高倉なでしこジャパンは、完敗のスウェーデン戦で何を見つけたか (2ページ目)

  • 早草紀子●取材・文・写真 text&photo by Hayakusa Noriko

 アメリカ戦で試した4-2-3-1ではなく、高倉麻子監督がスウェーデン戦に向けて準備したのは4-1-4-1。現地入りしてから取り組んだこの形でキーになるのは、最終ラインの前に入る熊谷紗希(リヨン)だ。これまで代表では長らくセンターバックを担ってきた熊谷のポジションをひとつ上げた。過去にも何度か代表で試されることはあっても、なかなか浸透してこなかったこのシステム。今回も、決して練習段階でぴたりとハマるという状態ではなかった。

 立ち上がりから相手の先制攻撃もあり、なかなかポジションが定まらない。しかし、最初の20分を耐えたあたりから動きが出始めた。右サイドから展開し、増矢理花(INAC神戸)から最後は永里優季(フランクフルト)がシュートを放つ。その2分後には、右サイドハーフに入った佐々木繭(仙台L)のパスを受けた熊谷がドリブルから強烈なシュート。その後も前線へスルーパスを配給するなど、攻撃力の高さを証明した熊谷。チーム随一のボランチ経験を持つ阪口夢穂(日テレ・ベレーザ)が絶妙なバランサーとなり、熊谷を効果的に機能させる場面もあった。

「自分が大きく振れるというのは長所。作りながらサイド空けてサイドチェンジっていうやり方は今後作っていきたい。守備のときに自分が余ってしまう"もったいない"状況にならないことだけはすごく意識しました」という熊谷。修正すべき点は山積しているにせよ、手応えもあった。
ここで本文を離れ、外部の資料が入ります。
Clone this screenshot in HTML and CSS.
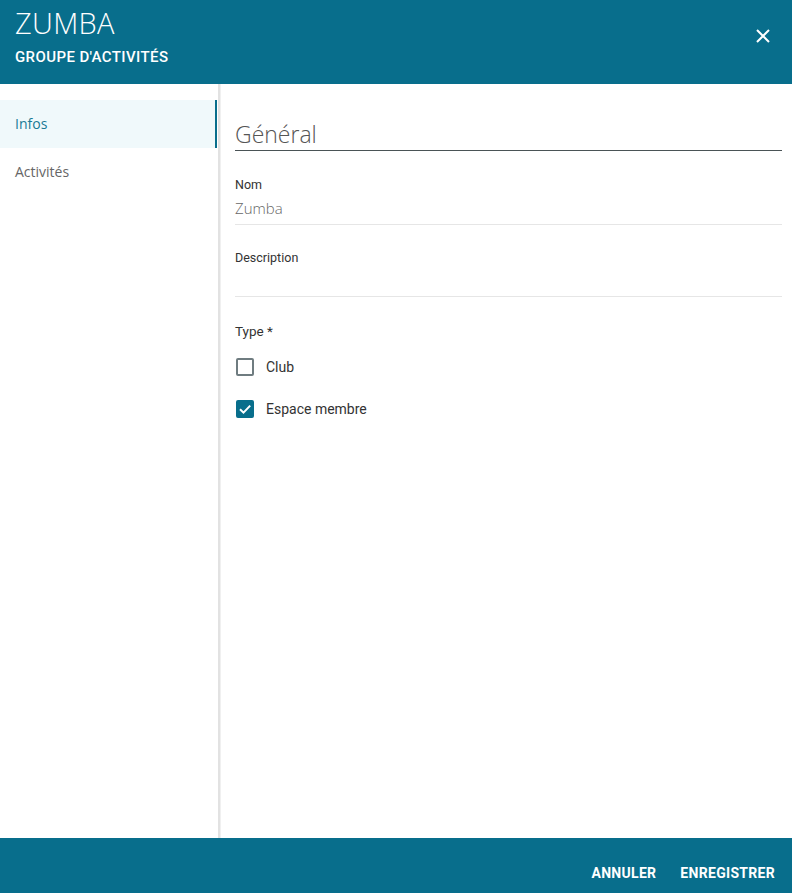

 このシステムの旨味は攻撃面でも現れた。この試合では左サイドハーフに入った永里がタメを作ることで、先発に抜擢された中里優(日テレ・ベレーザ)が中央で小気味いい動きを繰り返すことができた。さらにスペースが生まれた逆サイドを右サイドバックの有吉佐織(日テレ・ベレーザ)が戸惑うことなく活用し、右サイドハーフの佐々木は最前線まで飛び出す思い切りの良い攻撃を展開した。